Одно за другим появляются новые произведения Николая Толстикова, проникнутые страстной мыслью о путях и перепутьях нашей сложной жизни. Это повести «Надломленный тростник», «Лазарева суббота», «Родителев грех», рассказы «Уголек», «Недруги», «День пожилого человека» и многие другие.
Николай Толстиков накрепко связан с родной землей, как будто сам, как могучее дерево, вырос из этой земли, чтобы превратиться во всевидящего художника, знающего в совершенстве тех людей, о которых пишет, поскольку они выросли из той же земли, и стали шумящим северным лесом, в котором есть свой белый храм.
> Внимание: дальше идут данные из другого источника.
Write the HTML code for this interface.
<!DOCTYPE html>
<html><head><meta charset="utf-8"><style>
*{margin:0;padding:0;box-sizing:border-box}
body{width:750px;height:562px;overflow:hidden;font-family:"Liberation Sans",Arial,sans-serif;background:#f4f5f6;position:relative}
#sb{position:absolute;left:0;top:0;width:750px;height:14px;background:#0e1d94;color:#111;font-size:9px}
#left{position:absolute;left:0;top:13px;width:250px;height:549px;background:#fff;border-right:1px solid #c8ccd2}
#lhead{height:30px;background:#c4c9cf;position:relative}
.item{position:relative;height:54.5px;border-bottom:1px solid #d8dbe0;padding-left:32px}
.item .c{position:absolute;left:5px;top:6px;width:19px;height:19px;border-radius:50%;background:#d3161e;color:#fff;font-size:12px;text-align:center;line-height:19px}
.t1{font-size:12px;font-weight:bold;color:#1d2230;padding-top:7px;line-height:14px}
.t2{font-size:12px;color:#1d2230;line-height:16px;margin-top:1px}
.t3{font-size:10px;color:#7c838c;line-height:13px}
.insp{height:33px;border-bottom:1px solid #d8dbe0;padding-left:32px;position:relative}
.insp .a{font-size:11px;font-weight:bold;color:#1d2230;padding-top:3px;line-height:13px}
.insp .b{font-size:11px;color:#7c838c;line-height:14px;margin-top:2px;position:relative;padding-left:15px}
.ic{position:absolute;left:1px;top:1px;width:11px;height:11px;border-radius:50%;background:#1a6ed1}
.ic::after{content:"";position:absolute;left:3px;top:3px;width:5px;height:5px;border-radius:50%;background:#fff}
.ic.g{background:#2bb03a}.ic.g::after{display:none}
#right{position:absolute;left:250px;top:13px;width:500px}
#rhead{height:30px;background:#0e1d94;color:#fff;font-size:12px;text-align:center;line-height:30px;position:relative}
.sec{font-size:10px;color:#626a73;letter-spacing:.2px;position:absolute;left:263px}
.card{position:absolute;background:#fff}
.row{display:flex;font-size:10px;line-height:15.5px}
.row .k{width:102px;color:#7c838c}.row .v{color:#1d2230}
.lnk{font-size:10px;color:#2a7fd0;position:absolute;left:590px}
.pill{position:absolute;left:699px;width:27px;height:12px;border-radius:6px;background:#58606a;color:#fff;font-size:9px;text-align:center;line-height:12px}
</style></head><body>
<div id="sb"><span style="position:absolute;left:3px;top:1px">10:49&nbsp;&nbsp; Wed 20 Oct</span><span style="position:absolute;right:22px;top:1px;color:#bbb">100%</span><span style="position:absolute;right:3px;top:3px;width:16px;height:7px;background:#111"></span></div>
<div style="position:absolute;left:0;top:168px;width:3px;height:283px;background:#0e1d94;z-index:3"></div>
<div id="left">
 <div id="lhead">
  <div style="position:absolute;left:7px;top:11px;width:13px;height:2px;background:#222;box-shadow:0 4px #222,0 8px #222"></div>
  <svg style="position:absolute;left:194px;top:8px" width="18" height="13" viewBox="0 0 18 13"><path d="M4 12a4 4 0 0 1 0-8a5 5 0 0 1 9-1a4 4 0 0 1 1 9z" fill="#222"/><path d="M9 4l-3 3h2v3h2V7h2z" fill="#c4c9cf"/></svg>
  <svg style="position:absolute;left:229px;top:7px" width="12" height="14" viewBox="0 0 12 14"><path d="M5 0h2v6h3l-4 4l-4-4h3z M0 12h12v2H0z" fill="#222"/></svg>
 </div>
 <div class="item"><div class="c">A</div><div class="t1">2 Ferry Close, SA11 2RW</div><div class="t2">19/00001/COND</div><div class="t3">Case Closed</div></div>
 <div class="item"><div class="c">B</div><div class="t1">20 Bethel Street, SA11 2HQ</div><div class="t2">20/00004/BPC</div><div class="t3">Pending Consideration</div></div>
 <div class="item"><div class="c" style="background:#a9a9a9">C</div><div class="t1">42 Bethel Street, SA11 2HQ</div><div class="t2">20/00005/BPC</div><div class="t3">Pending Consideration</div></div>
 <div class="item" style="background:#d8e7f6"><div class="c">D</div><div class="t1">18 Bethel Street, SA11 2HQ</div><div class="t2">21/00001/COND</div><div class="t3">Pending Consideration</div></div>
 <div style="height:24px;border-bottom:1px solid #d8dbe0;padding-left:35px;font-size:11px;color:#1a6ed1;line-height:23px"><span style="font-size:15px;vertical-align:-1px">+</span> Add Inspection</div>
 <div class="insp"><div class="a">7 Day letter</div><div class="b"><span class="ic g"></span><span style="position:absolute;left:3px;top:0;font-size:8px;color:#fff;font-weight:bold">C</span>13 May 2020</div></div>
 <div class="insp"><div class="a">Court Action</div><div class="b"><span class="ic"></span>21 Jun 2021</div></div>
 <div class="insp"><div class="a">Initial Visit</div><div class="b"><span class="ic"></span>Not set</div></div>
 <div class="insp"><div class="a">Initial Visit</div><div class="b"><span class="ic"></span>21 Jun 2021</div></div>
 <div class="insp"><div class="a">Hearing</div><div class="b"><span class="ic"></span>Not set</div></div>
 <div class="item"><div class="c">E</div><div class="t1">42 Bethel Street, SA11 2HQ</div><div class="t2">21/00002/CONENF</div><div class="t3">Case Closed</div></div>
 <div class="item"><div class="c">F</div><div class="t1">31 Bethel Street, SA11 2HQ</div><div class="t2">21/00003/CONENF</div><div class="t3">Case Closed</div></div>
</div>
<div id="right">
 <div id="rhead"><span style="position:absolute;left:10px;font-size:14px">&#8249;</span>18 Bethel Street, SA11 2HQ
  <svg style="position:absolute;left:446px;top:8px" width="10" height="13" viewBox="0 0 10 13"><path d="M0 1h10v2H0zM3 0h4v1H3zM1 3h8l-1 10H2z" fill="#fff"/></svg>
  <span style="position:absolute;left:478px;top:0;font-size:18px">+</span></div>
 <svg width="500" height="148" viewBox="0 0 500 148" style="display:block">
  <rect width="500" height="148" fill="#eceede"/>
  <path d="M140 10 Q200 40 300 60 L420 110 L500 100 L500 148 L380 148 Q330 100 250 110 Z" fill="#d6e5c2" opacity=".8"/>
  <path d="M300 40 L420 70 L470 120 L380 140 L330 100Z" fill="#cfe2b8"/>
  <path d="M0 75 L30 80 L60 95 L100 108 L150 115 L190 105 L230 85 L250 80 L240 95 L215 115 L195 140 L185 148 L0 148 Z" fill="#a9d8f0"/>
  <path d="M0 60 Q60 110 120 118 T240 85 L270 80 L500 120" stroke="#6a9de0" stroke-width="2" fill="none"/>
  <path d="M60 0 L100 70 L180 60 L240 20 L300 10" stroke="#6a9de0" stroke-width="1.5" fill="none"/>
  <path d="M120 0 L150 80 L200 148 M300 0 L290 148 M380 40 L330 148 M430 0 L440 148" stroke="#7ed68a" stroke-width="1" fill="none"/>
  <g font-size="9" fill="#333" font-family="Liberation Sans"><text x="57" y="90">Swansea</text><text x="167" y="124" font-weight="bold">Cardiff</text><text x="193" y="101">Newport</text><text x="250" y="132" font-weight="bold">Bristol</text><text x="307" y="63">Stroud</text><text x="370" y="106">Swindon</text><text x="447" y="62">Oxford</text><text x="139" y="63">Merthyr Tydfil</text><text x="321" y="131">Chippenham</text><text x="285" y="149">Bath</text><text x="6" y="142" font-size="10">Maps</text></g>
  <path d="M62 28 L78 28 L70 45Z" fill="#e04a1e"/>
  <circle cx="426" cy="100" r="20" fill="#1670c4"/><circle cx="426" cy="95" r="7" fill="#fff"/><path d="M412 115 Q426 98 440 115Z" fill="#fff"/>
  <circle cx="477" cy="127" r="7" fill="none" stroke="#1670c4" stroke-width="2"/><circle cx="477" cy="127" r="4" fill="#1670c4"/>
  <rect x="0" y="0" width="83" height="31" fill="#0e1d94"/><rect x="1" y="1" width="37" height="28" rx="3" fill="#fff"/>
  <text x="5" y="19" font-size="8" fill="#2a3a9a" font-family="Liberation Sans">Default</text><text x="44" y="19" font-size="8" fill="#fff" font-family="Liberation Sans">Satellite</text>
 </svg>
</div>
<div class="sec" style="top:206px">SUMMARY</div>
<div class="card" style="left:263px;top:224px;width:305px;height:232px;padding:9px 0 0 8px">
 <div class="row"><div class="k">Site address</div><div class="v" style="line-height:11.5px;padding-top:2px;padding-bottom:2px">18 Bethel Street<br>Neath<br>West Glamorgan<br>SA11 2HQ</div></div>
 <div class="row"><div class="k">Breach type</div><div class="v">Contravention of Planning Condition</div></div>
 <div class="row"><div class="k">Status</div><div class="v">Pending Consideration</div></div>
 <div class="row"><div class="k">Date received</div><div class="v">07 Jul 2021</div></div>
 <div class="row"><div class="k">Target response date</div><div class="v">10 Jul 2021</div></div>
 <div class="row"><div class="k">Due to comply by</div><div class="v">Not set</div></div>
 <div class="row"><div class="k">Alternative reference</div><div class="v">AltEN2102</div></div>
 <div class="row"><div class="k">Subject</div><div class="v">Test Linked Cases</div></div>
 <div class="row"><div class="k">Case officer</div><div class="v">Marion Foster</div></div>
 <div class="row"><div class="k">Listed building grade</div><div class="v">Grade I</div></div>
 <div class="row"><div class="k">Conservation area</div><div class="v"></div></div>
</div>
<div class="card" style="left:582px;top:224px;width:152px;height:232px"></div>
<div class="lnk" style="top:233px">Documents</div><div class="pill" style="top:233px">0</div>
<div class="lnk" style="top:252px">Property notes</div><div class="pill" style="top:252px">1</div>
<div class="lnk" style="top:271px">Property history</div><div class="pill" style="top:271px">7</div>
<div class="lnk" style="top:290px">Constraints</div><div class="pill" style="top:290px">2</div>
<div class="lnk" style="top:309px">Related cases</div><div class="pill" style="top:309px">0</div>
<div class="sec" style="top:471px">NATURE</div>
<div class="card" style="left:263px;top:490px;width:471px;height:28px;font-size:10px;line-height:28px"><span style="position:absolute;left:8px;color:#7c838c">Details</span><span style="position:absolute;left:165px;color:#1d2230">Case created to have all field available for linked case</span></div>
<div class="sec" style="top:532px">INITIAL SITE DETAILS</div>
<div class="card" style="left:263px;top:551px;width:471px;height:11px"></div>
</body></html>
Николай Александрович Толстиков родился 19 сентября 1958 года в городе Кадникове Вологодской области. После службы в армии работал в районной газете. Окончил Литературный институт им. М.Горького. В настоящее время - священнослужитель храма святителя Николая во Владычной слободе города Вологды. Публиковался в газетах "Литературная Россия", "Наша Канада", журналах "Север", "Лад", альманахах Северо-Запада, в Вологде издал две книги прозы. В "Нашей улице" публикуется с № 93 (8) август 2007.